If Intel wanted...they could've locked voltage support down (like they later "forced" motherboard manufacturers to put out BIOS updates to disable non-K overclocking).
My old C2D was voltage locked down. Got around that with a hardware mod and similarly can be done on GTX-1080 if one wants to go that way.

As it is it has already been mentioned voltage limit is supposedly 1.25V and curve values would seem to confirm this. We have seen 2 VBIOS that enable 1.2V which is more than the "standard" 1.093V we usually see.

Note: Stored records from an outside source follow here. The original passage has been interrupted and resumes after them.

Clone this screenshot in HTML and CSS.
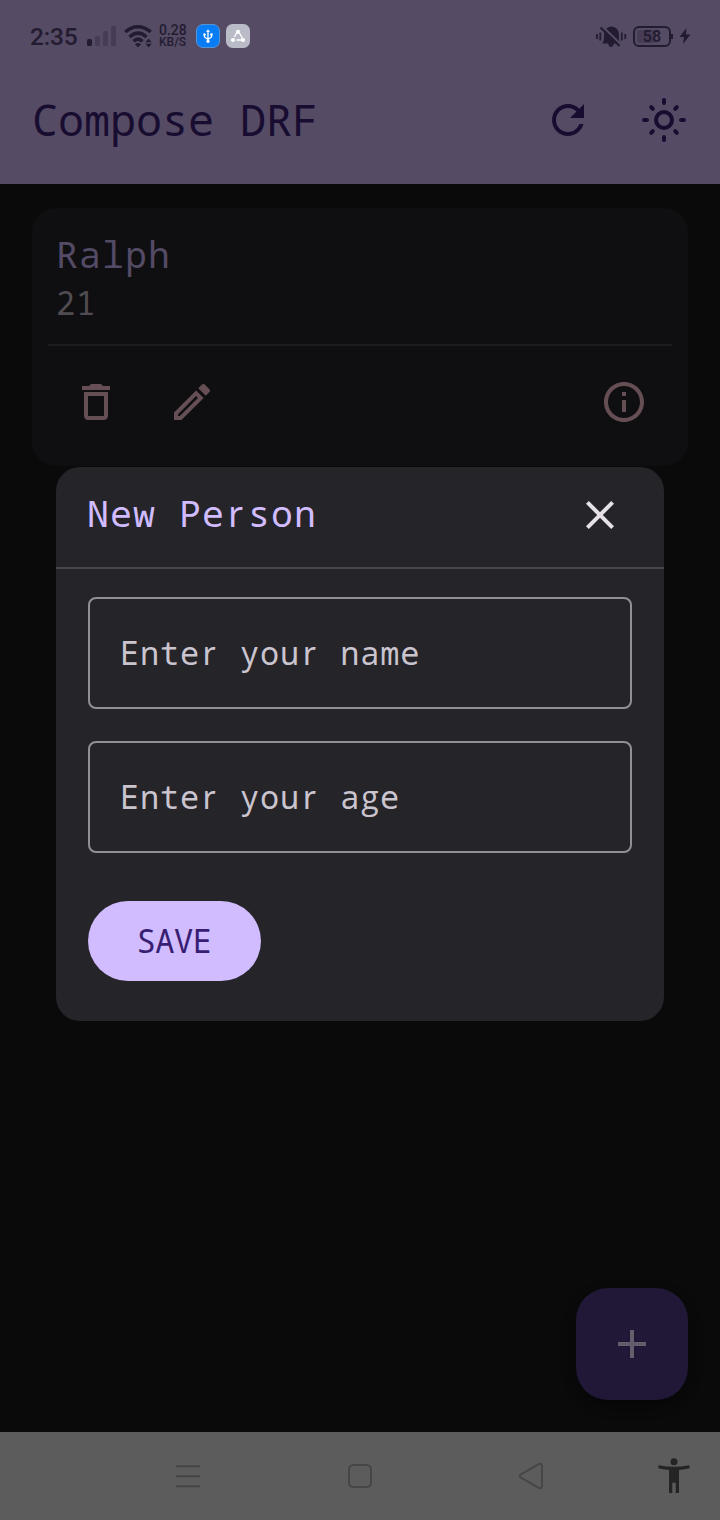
FILE: index.html
```html
<!DOCTYPE html>
<html lang="en">
<head>
<meta charset="utf-8">
<title>Compose DRF</title>
<link rel="stylesheet" href="styles.css">
</head>
<body>
<div class="screen">
  <header class="top">
    <div class="status">
      <span class="clock">2:35</span>
      <svg class="signal" width="30" height="22" viewBox="0 0 30 22"><rect x="1" y="14" width="5" height="7" rx="1.5" fill="#231c30"/><g fill="#463c56"><rect x="9" y="11" width="5" height="10" rx="1.5"/><rect x="17" y="6" width="5" height="15" rx="1.5"/><rect x="25" y="1" width="5" height="20" rx="1.5"/></g></svg>
      <svg class="wifi" width="30" height="24" viewBox="0 0 30 24"><g fill="none" stroke="#231c30" stroke-width="3.500"><path d="M1.300 8C9 1 19 1 26.700 8"/><path d="M5.500 13C11 8 17 8 22.500 13"/><path d="M9.500 17.300C12.500 14.500 15.500 14.500 18.500 17.300"/></g><path d="M11 20.300q3-2.500 6 0l-3 3zM21.500 18.300l3.100-3.800 3.100 3.800zM21.500 19.800h6.200l-3.100 3.800z" fill="#231c30"/></svg>
      <span class="rate"><span>0.28</span><span>KB/S</span></span>
      <svg class="usb" width="24" height="24" viewBox="0 0 24 24"><rect x=".5" y=".5" width="23" height="23" rx="6.500" fill="#087cf5" stroke="#5794d2"/><g fill="none" stroke="#fff" stroke-width="1.300"><path d="M12 7v10M8.500 10v3l3.500 2.500 3.500-2.500v-3"/></g><path d="M10 8L12 5.300 14 8z" fill="#fff"/><circle cx="12" cy="17.300" r="1.600" fill="#fff"/><circle cx="8.500" cy="10.500" r="1.200" fill="#fff"/><path d="M14.300 9.300h2.300v2.300h-2.300z" fill="#fff"/></svg>
      <svg class="share" width="24" height="24" viewBox="0 0 24 24"><rect width="24" height="24" rx="6.500" fill="#b9bcc7"/><path d="M10.800 8.500l-2.500 4.500M13.200 8.500l3.300 6M10.500 16h6" stroke="#fff" stroke-width="1.300"/><g fill="#fff"><circle cx="12" cy="7.800" r="2.100"/><circle cx="7" cy="16" r="2.100"/><circle cx="17" cy="16" r="2.100"/></g></svg>
      <span class="grow"></span>
      <svg class="bell" width="32" height="24" viewBox="0 0 32 24"><path d="M7 19.500c2-2 2-4 2-8C9 6 12 2.500 16.500 2.500S24 6 24 11.500c0 4 0 6 1.500 8zM13 19.500h6q-1 3.500-3 3.500t-3-3.500z" fill="#231c30"/><path d="M7 2L26 20.500" stroke="#554b65" stroke-width="2.200"/><path d="M5.500 3.500L24.500 22" stroke="#231c30" stroke-width="2"/><path d="M2 10v5M5.300 8.500v8M26.800 8.500v8M30.300 10v5" stroke="#231c30" stroke-width="1.800"/></svg>
      <span class="battery"><i class="charge"></i><b>58</b></span>
      <svg class="bolt" width="12" height="18" viewBox="0 0 12 18"><path d="M7.500 1L0.500 10H5L4 17l7.500-9.500H7z" fill="#231c30"/></svg>
    </div>
    <div class="appbar">
      <h1 class="title">Compose DRF</h1>
      <svg width="48" height="48" viewBox="0 0 24 24" fill="#180d30"><path d="M17.650 6.350C16.200 4.900 14.210 4 12 4c-4.420 0-7.990 3.580-7.990 8s3.570 8 7.990 8c3.730 0 6.840-2.550 7.730-6h-2.080c-.82 2.330-3.040 4-5.650 4-3.310 0-6-2.690-6-6s2.690-6 6-6c1.660 0 3.140.69 4.220 1.780L13 11h7V4l-2.350 2.350z"/></svg>
      <svg width="48" height="48" viewBox="0 0 24 24" fill="none" stroke="#180d30" stroke-width="2" stroke-linecap="round"><circle cx="12" cy="12" r="4"/><path d="M12 2v1.500M12 20.500V22M2 12h1.500M20.500 12H22M5.600 5.600l.8.800M17.600 17.600l.8.800M5.600 18.400l.8-.8M17.600 6.400l.8-.8"/></svg>
    </div>
  </header>
  <main class="content">
    <article class="card">
      <div class="person"><div class="name">Ralph</div><div class="age">21</div></div>
      <div class="actions">
        <svg width="48" height="48" viewBox="0 0 24 24" fill="#664f54"><path d="M6 19c0 1.100.9 2 2 2h8c1.100 0 2-.9 2-2V7H6v12zM8 9h8v10H8V9zm7.500-5l-1-1h-5l-1 1H5v2h14V4z"/></svg>
        <svg width="48" height="48" viewBox="0 0 24 24" fill="#664f54"><path d="M14.060 9.020l.92.920L5.920 19H5v-.92l9.060-9.060M17.660 3c-.25 0-.51.1-.7.290l-1.830 1.830 3.750 3.750 1.830-1.830c.39-.39.39-1.020 0-1.410l-2.340-2.340c-.2-.2-.45-.29-.71-.29zm-3.600 3.190L3 17.250V21h3.750L17.810 9.940l-3.750-3.750z"/></svg>
        <span class="grow"></span>
        <svg width="48" height="48" viewBox="0 0 24 24" fill="#664f54"><path d="M11 7h2v2h-2zm0 4h2v6h-2zm1-9C6.480 2 2 6.480 2 12s4.480 10 10 10 10-4.480 10-10S17.520 2 12 2zm0 18c-4.410 0-8-3.590-8-8s3.590-8 8-8 8 3.590 8 8-3.590 8-8 8z"/></svg>
      </div>
    </article>
  </main>
  <nav class="nav">
    <svg class="key" width="28" height="28" viewBox="0 0 28 28"><path d="M2 4.300h24M2 14.300h24M2 24.300h24"/></svg>
    <svg class="key" width="28" height="28" viewBox="0 0 28 28"><rect x="3" y="3" width="22" height="22" rx="4.500"/></svg>
    <svg class="key" width="28" height="28" viewBox="0 0 28 28"><path d="M2.500 12.700L20.700 2.200Q24 1 24 4v20q0 3-3.300 1.800L2.500 15.300q-1.800-1.300 0-2.600z"/></svg>
    <svg class="access" width="32" height="36" viewBox="0 0 32 36" fill="#242424"><circle cx="16" cy="3.700" r="3.500"/><path d="M.8 7.300Q16 10.300 31.200 7.300l.6 3Q27 11.500 21 12v23h-3.300V24.700h-3.400V35H11V12Q5 11.500.2 10.300z"/></svg>
  </nav>
  <button class="fab" aria-label="Add"><svg width="48" height="48" viewBox="0 0 24 24" fill="#645d6d"><path d="M19 13h-6v6h-2v-6H5v-2h6V5h2v6h6v2z"/></svg></button>
  <section class="dialog">
    <div class="dialog-head">
      <h2 class="dialog-title">New Pe<span class="plain">r</span>son</h2>
      <svg width="48" height="48" viewBox="0 0 48 48"><path d="M11.400 12.400l25.200 25.200M36.600 12.400L11.400 37.600" stroke="#e6e1e6" stroke-width="4"/></svg>
    </div>
    <div class="form">
      <div class="field">Ente<span class="plain">r</span> you<span class="plain">r</span> name</div>
      <div class="field">Ente<span class="plain">r</span> you<span class="plain">r</span> a<span class="looped">g</span>e</div>
      <button class="save">SAVE</button>
    </div>
  </section>
</div>
</body>
</html>
```
FILE: styles.css
```css
* { box-sizing: border-box; }
body { margin: 0; background: #0a0a0a; }
svg { display: block; flex: none; }
h1, h2 { margin: 0; font-weight: 400; }
button { border: 0; padding: 0; }
.grow { flex: 1; }
.screen {
  position: relative;
  display: flex;
  flex-direction: column;
  width: 720px;
  height: 1520px;
  overflow: hidden;
  background: #0a0a0a;
  font-family: "Noto Sans Mono", "DejaVu Sans Mono", monospace;
}
/* slab-less r and double-storey g, padded to the monospace advance */
.plain { padding-left: .08em; font-family: "Noto Sans", sans-serif; letter-spacing: .135em; line-height: 1; }
.looped { padding-left: .03em; font-family: "Open Sans", sans-serif; letter-spacing: .047em; line-height: 1; }
.top { height: 184px; background: #554b65; }
.status {
  display: flex;
  align-items: center;
  height: 72px;
  padding: 0 30px;
  font-family: Roboto, sans-serif;
  color: #231c30;
}
.clock { width: 56px; padding-top: 1px; font-size: 24.500px; font-weight: 500; letter-spacing: -.2px; }
.wifi { margin-left: 8px; }
.rate {
  display: flex;
  flex-direction: column;
  width: 29px;
  margin: 0 8px 0 5px;
  font-size: 12px;
  line-height: 12px;
  font-weight: 500;
  white-space: nowrap;
}
.rate span:first-child { font-size: 14px; }
.share { margin-left: 6px; }
.battery {
  position: relative;
  display: flex;
  justify-content: center;
  align-items: center;
  width: 38px;
  height: 21px;
  margin: 0 8px 0 5px;
  border: 2px solid #231c30;
  border-radius: 6px;
  font-size: 16px;
}
.bell { margin-right: 1px; }
.bolt { margin-right: -1px; }
.battery b { position: relative; font-weight: 600; }
.battery::after {
  content: "";
  position: absolute;
  right: -4px;
  top: 6px;
  width: 2px;
  height: 5px;
  background: #231c30;
}
.charge { position: absolute; inset: 2px 13px 2px 2px; border-radius: 3px; background: #463c56; }
.appbar { display: flex; align-items: center; gap: 48px; height: 96px; padding: 0 32px; }
.title {
  flex: 1;
  padding: 0 0 3px;
  font-size: 43.500px;
  letter-spacing: -.1px;
  color: #180d30;
  white-space: nowrap;
}
.content { flex: 1; padding: 24px 32px; }
.card { height: 258px; padding: 0 16px; border-radius: 24px; background: #0f0f11; }
.person { height: 138px; padding: 22px 8px 0; border-bottom: 2px solid #1c1c1e; }
.name { font-size: 36.500px; line-height: 49px; letter-spacing: 1.100px; color: #534a65; }
.age { font-size: 32px; line-height: 48px; letter-spacing: .8px; color: #504d52; }
.actions { display: flex; gap: 48px; padding: 32px 24px; }
.nav {
  position: relative;
  display: flex;
  justify-content: center;
  align-items: center;
  gap: 144px;
  height: 88px;
  background: #5c5c5c;
}
.key { fill: none; stroke: #464646; stroke-width: 2; }
.access { position: absolute; right: 30px; top: 26px; }
.fab {
  position: absolute;
  right: 32px;
  bottom: 120px;
  display: grid;
  place-items: center;
  width: 112px;
  height: 112px;
  border-radius: 32px;
  background: #211736;
  box-shadow: 0 6px 12px #070709;
}
.dialog {
  position: absolute;
  left: 56px;
  top: 467px;
  width: 608px;
  height: 554px;
  border-radius: 24px;
  background: #252429;
}
.dialog-head {
  display: flex;
  align-items: center;
  height: 102px;
  padding: 0 40px 6px 31px;
  border-bottom: 2px solid #48464c;
}
.dialog-title {
  flex: 1;
  padding-bottom: 2px;
  font-size: 36.500px;
  line-height: 48px;
  letter-spacing: 1.100px;
  color: #d0bcff;
}
.form { display: flex; flex-direction: column; align-items: flex-start; gap: 32px; padding: 28px 32px; }
.field {
  width: 100%;
  height: 112px;
  padding-left: 30px;
  border: 2px solid #929095;
  border-radius: 8px;
  font-size: 32px;
  line-height: 107px;
  letter-spacing: .8px;
  color: #cac4cf;
}
.save {
  width: 173px;
  height: 80px;
  margin-top: 16px;
  padding: 0 1px 2px 0;
  border-radius: 40px;
  background: #d0bcff;
  color: #381e72;
  font: 32px "Noto Sans Mono", "DejaVu Sans Mono", monospace;
  letter-spacing: -.4px;
}
```
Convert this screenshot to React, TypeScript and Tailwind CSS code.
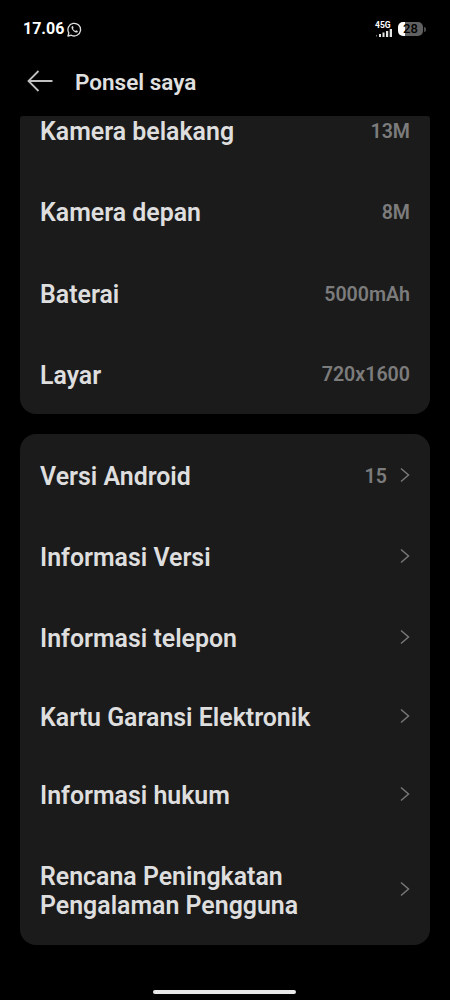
import clsx from "clsx";

type InfoRow = {
  label: string;
  value?: string;
  link?: boolean;
  rowClass: string;
};

const HARDWARE_ROWS: InfoRow[] = [
  { label: "Kamera belakang", value: "13M", rowClass: "h-[81px]" },
  { label: "Kamera depan", value: "8M", rowClass: "h-[81px]" },
  { label: "Baterai", value: "5000mAh", rowClass: "h-[83px]" },
  { label: "Layar", value: "720x1600", rowClass: "h-[78px]" },
];

const SOFTWARE_ROWS: InfoRow[] = [
  { label: "Versi Android", value: "15", link: true, rowClass: "h-[81px]" },
  { label: "Informasi Versi", link: true, rowClass: "h-[81px]" },
  { label: "Informasi telepon", link: true, rowClass: "h-[81px]" },
  { label: "Kartu Garansi Elektronik", link: true, rowClass: "h-[76px]" },
  { label: "Informasi hukum", link: true, rowClass: "h-[80px]" },
  {
    label: "Rencana Peningkatan Pengalaman Pengguna",
    link: true,
    rowClass: "h-[110px] pt-px",
  },
];

function Chevron() {
  return (
    <svg className="-mt-[3px] ml-[13px] h-4 w-[10px] shrink-0" viewBox="0 0 10 16" fill="none">
      <path d="M1 1.5L8.5 8L1 14.5" stroke="#777777" strokeWidth="1.5" />
    </svg>
  );
}

function Row({ label, value, link, rowClass }: InfoRow) {
  return (
    <div className={clsx("flex shrink-0 items-center justify-between px-5", rowClass)}>
      <span className="max-w-[290px] text-[24.9px] leading-[29px] font-semibold text-[#dedede]">
        {label}
      </span>
      <div className="flex items-center">
        {value && (
          <span className="text-[19.6px] leading-6 font-semibold text-[#7c7c7c]">{value}</span>
        )}
        {link && <Chevron />}
      </div>
    </div>
  );
}

function StatusBar() {
  return (
    <div className="flex h-[58px] items-center justify-between pr-[24px] pl-[23px] text-white">
      <div className="flex items-center gap-[3px]">
        <span className="text-[16px] leading-5 font-bold">17.06</span>
        <svg className="h-[15px] w-[15px]" viewBox="0 0 15 15" fill="none">
          <path
            d="M1 14L1.8 10.8A6.3 6.3 0 1 1 4.3 13.2Z"
            stroke="#dddddd"
            strokeWidth="1.3"
            strokeLinejoin="round"
          />
          <path
            d="M5.2 4.1C3.7 5.2 4.8 7.3 6.2 8.7C7.7 10.2 9.6 11.2 10.8 9.9L10.7 9L9.2 8.3L8.3 9C7.3 8.6 6.4 7.7 6 6.8L6.6 6L6 4.3Z"
            fill="#dddddd"
          />
        </svg>
      </div>

      <div className="flex items-center gap-[5px]">
        <div className="flex flex-col items-start">
          <span className="text-[8.5px] leading-[7px] font-bold">45G</span>
          <svg className="h-2 w-[18px]" viewBox="0 0 18 8" fill="#e5e5e5">
            <rect x="1" y="6" width="1" height="1.5" fill="#777777" />
            <rect x="4" y="5" width="2" height="3" />
            <rect x="7.5" y="3.5" width="2" height="4.5" />
            <rect x="11" y="2" width="2.2" height="6" />
            <rect x="14.7" y="0" width="2.3" height="8" />
          </svg>
        </div>
        <div className="flex items-center gap-px">
          <div className="flex h-[14px] w-[25px] items-center justify-center rounded-[5px] bg-linear-to-r from-white from-28% to-[#606060] to-28%">
            <span className="text-[13px] leading-[14px] font-medium text-black">28</span>
          </div>
          <div className="h-[5px] w-[2px] rounded-r-full bg-[#4c4c4c]" />
        </div>
      </div>
    </div>
  );
}

export default function App() {
  return (
    <div className="flex h-[1000px] w-[450px] flex-col overflow-hidden bg-black font-['Roboto',sans-serif]">
      <StatusBar />

      <header className="flex h-[58px] items-center pb-[10px] pl-[27px]">
        <svg className="-mt-[2px] h-[22px] w-[26px]" viewBox="0 0 26 22" fill="none">
          <path d="M11.5 1L1.5 11L11.5 21M1.5 11H25.5" stroke="#c0c0c0" strokeWidth="1.8" />
        </svg>
        <h1 className="ml-[22px] text-[22.5px] leading-7 font-semibold text-[#e0e0e0]">
          Ponsel saya
        </h1>
      </header>

      <main className="flex flex-col gap-5 px-5">
        {/* scrolled list, first row is cut by the header */}
        <section className="flex h-[298px] flex-col justify-end overflow-hidden rounded-t-[3px] rounded-b-[16px] bg-[#1b1b1b]">
          {HARDWARE_ROWS.map((row) => (
            <Row key={row.label} {...row} />
          ))}
        </section>

        <section className="flex h-[511px] flex-col rounded-[16px] bg-[#1b1b1b] pt-[2px]">
          {SOFTWARE_ROWS.map((row) => (
            <Row key={row.label} {...row} />
          ))}
        </section>
      </main>

      <div className="mt-auto mb-[6px] ml-[153px] h-[4px] w-[143px] rounded-full bg-[#e8e8e8]" />
    </div>
  );
}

Power limits exist for both CPU and GPU which you are well aware of especially with your laptop exploits. As for the unlocked non-k Skylake saga, that loophole required disabling power management which meant temperature control solely relied on the catastrophic temperature of 125-130C as one of the consequences of unlocking bclk. Temperature plays a big role in semiconductors with life expectancy and you will usually see de-rating factors for them with high temps.

Intel do not endorse operating their CPU's out of spec although they do offer a one time deal for K and X desktop processors for extra cost. AFAIK there isn't one for the i7-6820HK which is BGA so not a simple replacement. GPU's are also BGA.

If you would like to operate your GTX-1080 out of spec and void warranty there is nothing stopping you, guides have already been shown.